I am excited to announce a new gig for me. For the first time in over 10 years, I will be working for a company. Yes, I am hitching my wagon to the man. But first a little background.
I wrote a month ago about the need to establish, curate and engage with your network. I posted it to INC magazine (the 161st article I have penned for them) under the title, “My Business Just Closed, What Do I Do Now?” If you have not read it, please take a second and read through it. The experience was really awesome and sets the stage for the rest of this blog. Go ahead, I’ll wait . . .
One idea I was working on for the past 2-3 months, was to build a new business around a paid speaking/paid writing/paid startup workshop bundle. I have been lucky enough to get paid for my speaking and writing over the past two years and I had tested a paid workshop in Raleigh with seven eager founders last year that went really well. What if I could roll out this bundle throughout the southeast (there are 14+ good sized communities within a four hour drive of Durham)?

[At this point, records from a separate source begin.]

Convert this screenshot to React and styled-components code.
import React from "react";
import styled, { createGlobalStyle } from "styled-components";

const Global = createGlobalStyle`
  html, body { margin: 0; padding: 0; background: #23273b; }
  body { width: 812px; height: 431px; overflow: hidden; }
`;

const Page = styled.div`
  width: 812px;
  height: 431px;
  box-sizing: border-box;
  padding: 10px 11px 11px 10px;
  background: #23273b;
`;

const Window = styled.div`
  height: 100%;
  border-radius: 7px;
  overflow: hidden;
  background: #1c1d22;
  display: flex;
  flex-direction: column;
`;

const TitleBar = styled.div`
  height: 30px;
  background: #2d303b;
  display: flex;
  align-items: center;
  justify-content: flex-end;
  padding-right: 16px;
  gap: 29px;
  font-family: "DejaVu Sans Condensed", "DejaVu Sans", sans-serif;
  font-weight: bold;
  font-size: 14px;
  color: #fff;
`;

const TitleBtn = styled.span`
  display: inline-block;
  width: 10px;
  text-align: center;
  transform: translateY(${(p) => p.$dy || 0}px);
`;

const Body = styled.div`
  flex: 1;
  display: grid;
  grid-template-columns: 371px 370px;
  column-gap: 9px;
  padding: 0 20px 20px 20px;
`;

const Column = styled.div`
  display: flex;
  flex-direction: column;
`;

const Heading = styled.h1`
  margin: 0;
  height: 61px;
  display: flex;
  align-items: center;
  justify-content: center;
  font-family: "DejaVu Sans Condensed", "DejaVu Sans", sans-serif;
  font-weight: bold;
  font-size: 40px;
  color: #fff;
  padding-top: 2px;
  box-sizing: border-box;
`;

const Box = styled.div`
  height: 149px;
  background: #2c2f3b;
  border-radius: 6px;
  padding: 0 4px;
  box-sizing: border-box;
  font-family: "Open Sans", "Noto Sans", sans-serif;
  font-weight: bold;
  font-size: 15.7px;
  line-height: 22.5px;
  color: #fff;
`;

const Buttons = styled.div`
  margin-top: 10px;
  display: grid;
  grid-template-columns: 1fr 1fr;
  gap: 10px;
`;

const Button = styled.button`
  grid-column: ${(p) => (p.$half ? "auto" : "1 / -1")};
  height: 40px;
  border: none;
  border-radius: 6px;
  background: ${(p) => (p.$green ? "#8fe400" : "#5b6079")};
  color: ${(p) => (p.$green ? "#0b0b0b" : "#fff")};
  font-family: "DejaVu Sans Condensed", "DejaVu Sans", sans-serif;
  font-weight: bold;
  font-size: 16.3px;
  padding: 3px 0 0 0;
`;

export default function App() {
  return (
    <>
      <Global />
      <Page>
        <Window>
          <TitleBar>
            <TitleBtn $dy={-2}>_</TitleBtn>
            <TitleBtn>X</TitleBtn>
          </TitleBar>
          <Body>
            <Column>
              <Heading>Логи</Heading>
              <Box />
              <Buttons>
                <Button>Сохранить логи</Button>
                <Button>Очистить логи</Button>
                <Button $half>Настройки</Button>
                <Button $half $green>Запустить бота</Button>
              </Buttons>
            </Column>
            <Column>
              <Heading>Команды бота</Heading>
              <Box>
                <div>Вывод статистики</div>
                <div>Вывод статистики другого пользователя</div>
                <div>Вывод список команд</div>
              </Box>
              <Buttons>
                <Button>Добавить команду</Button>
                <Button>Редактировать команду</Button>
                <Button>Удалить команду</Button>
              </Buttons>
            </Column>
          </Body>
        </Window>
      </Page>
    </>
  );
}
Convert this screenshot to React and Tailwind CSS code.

In early December, I wanted to hear what was going on in high-velocity startup communities outside of Raleigh/Durham. As you know, I have spent a lot of time here pushing, cajoling, operating, fundraising – you get the idea. At times I wonder if I am hearing my own words rebounding back to me from others. To test against that, I wanted to get out of Dodge and better understand what are others doing that I am not aware of. The answer? Go to Mecca. Mecca for me was David Cohen, Founder & CEO of Techstars and Brad Feld of Startup Communities fame.
You see, I reached out to them back in 2009 when the idea of creating The Startup Factory (Triangle Startup Factory) was front of mind. As is their nature, they answered with their #GiveFirst mentality. Much of TSF and frankly the area’s attitude had its roots in those early discussions. In the fall of 2010, Adam Smith (Square One Bank at the time) and I brought both of them to town as they were promoting their new book, Do More Faster. We put over 300 people in Bay 7 at ATC here in Durham!
Over the years, Brad, David and I occasionally dropped each other an email, but last fall I reached out to them requesting some face time and we finally locked in on an early December visit to Boulder, CO. The agenda? No real agenda per se. I wanted to talk about Techstars expansion plans as well as pick their brains on community. They wanted to hear about The Startup Factory and my experiences operating in RTP (as Brad refers to our area).
The net result of that meeting after three trips to Boulder in six weeks is a new role and business for Techstars. Every time I doubt the process, the process comes through for me.
Two weeks ago, I officially joined Techstars as an EIR (Entrepreneur in Residence) with the charter to uncover a business that will deliver yet-to-be-determined products & services for communities around the world. Every community today has a startup ecosystem goal bigger than the position they hold today. I will help Techstars bring their treasure-trove of assets & experiences combined with other tools outside of the Techstars family to accelerate community development. This effort will coincide with a sequel edition of Startup Communities from Brad that I will be involved with.
Working with David, Brad and the rest of the Techstars team (160+ strong) will be a complete blast and will have a lasting global impact.
Just sharing this makes me smile ear to ear. This role feels like the next natural step for me. I get to work with an amazing organization (25 accelerator locations worldwide today) and I get to help make an impact to those communities just beginning their nascent journey.
Oh, and I get to stay in Raleigh/Durham and bring these best practices back here to help our community continue on its path.